Given problem
How many lines in this material include the string "code"? Answer with the number and nothing further.

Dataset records
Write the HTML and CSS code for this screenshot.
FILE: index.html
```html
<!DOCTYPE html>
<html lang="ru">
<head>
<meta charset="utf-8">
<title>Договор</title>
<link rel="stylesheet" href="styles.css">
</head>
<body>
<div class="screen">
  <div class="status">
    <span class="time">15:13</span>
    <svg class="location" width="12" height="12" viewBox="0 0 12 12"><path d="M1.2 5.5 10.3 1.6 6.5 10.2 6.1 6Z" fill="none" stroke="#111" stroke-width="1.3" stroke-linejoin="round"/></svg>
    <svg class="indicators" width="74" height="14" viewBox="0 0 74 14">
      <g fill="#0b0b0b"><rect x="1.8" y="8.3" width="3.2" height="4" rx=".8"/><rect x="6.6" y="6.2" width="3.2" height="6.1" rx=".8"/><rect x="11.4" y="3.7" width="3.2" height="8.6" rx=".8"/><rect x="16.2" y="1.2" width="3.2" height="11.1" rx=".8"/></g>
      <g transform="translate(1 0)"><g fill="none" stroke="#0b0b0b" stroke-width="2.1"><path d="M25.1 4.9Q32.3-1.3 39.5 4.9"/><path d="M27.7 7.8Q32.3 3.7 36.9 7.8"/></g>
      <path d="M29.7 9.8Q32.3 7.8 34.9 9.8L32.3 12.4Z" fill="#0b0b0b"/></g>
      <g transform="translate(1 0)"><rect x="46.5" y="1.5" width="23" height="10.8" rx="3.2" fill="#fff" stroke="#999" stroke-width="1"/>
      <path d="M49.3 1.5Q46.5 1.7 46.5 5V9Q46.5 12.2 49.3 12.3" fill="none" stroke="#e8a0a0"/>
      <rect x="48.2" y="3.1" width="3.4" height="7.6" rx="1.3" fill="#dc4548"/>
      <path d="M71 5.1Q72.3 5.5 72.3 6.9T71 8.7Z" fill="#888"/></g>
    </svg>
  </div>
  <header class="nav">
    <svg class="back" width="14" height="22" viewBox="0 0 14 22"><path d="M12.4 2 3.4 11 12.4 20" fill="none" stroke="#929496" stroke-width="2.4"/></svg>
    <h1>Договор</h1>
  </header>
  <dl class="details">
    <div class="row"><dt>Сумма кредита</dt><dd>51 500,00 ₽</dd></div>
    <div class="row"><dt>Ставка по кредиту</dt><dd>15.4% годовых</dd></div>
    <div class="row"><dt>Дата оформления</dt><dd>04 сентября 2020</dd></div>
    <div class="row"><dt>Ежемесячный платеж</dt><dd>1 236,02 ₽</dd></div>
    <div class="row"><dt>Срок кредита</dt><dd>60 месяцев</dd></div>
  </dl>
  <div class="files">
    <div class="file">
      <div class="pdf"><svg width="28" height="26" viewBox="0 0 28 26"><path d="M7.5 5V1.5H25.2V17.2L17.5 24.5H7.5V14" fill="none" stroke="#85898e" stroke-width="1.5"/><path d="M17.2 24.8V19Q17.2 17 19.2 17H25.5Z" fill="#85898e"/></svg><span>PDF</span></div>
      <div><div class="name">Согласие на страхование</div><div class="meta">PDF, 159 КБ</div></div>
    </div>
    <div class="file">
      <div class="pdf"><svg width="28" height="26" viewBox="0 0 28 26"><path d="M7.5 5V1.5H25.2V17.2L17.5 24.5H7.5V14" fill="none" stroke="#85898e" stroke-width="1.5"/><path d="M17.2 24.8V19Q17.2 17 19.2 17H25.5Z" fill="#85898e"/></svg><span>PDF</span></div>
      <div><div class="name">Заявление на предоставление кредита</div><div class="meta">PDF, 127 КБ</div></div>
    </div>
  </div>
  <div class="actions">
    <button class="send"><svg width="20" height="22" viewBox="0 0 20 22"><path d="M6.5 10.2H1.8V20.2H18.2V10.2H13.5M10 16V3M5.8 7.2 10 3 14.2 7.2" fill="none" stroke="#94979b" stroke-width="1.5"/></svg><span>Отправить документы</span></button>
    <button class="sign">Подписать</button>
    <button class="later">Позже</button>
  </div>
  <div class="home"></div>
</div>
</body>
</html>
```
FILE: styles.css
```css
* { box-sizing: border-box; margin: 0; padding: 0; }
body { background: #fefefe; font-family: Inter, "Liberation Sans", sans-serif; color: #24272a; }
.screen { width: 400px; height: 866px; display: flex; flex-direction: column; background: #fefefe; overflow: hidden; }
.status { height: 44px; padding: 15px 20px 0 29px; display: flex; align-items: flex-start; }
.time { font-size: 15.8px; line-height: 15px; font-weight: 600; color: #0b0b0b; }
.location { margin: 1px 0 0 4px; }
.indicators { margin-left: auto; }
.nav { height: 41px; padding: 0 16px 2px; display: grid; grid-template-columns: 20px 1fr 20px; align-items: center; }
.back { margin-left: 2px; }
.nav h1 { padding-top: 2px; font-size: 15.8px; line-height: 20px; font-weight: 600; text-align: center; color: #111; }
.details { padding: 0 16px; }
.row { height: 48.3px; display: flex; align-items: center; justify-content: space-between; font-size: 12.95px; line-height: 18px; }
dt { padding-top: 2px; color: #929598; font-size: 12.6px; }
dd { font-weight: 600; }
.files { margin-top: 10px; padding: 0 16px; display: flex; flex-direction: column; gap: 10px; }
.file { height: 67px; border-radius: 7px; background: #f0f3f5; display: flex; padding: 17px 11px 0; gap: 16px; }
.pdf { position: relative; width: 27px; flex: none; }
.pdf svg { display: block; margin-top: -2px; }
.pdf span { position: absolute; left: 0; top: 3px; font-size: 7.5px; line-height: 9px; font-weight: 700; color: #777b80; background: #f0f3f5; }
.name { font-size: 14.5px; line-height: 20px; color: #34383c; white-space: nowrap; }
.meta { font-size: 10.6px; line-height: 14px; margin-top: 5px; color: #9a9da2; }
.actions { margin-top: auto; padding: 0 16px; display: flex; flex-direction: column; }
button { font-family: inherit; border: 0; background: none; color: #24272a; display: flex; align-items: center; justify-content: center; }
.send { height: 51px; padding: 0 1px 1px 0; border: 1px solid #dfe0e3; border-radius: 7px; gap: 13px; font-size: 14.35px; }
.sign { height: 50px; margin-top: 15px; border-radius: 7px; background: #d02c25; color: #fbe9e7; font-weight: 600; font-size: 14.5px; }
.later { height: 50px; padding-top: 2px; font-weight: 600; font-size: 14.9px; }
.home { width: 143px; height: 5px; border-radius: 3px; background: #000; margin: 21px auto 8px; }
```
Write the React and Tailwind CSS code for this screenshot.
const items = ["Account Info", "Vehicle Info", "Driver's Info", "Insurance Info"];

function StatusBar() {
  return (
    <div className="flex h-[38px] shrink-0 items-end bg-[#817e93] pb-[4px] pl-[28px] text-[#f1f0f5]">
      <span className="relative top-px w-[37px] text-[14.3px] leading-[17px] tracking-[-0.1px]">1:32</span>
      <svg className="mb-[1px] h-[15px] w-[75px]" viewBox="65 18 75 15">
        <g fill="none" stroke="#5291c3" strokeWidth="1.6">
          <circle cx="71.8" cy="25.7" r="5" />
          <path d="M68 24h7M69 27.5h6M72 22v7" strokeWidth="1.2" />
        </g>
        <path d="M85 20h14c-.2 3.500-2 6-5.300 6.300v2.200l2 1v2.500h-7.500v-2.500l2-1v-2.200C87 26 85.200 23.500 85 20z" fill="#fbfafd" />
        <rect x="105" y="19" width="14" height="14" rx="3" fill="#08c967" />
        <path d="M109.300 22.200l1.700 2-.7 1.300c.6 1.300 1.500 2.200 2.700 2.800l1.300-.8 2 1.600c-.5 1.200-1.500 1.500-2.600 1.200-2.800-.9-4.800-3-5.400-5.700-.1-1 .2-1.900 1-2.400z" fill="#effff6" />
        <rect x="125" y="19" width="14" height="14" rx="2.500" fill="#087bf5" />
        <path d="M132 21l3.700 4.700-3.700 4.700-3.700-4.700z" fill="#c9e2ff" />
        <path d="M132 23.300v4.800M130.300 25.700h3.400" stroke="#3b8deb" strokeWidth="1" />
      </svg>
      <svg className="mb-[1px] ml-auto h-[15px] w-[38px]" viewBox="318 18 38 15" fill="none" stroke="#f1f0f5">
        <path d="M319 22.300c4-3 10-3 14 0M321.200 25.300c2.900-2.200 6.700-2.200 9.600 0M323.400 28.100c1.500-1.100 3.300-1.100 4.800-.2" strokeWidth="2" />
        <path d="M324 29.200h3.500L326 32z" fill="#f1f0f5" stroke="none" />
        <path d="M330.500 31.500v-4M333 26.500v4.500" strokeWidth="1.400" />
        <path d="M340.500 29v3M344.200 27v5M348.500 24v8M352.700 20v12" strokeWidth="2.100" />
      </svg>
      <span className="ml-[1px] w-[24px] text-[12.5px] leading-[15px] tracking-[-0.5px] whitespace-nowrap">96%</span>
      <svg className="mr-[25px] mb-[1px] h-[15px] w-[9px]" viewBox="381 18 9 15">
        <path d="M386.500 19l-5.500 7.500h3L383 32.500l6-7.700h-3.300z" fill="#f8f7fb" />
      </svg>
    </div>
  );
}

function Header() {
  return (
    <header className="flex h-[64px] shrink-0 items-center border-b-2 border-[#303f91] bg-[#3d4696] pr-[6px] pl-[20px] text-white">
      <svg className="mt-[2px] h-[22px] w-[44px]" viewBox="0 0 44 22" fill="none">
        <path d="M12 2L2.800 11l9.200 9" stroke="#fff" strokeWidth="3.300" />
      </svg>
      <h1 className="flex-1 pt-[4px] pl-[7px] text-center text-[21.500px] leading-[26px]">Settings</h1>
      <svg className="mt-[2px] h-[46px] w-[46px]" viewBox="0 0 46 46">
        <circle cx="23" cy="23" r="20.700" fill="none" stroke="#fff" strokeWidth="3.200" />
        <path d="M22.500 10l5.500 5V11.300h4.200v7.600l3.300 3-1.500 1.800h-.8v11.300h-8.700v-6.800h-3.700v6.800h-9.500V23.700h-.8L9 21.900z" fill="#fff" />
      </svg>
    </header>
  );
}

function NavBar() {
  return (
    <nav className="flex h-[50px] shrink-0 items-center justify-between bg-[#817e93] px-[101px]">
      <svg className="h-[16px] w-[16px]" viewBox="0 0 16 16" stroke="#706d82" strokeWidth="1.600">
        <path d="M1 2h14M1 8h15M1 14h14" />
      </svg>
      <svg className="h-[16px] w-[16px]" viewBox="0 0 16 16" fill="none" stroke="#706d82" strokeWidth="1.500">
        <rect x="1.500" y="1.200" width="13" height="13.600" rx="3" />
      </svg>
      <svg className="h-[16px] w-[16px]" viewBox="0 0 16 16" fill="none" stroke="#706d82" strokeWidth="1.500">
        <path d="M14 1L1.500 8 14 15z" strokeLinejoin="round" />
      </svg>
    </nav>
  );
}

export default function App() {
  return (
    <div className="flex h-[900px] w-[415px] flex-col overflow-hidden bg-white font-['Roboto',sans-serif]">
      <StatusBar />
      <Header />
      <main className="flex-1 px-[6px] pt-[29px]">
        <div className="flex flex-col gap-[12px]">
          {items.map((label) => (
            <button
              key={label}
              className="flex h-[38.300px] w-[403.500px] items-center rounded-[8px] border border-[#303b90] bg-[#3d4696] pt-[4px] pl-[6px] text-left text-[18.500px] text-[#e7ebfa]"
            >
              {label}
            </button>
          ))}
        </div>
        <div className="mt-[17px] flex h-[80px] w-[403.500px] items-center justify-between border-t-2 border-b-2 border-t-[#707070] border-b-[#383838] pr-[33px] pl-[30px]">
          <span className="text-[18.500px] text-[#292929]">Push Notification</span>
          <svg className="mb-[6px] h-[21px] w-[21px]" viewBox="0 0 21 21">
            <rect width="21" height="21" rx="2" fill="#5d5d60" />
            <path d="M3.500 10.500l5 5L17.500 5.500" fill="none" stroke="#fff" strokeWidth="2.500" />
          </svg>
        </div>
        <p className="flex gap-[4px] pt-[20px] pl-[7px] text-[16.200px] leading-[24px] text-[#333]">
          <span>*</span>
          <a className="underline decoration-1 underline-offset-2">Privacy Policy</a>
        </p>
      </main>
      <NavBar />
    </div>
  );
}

Finished task
2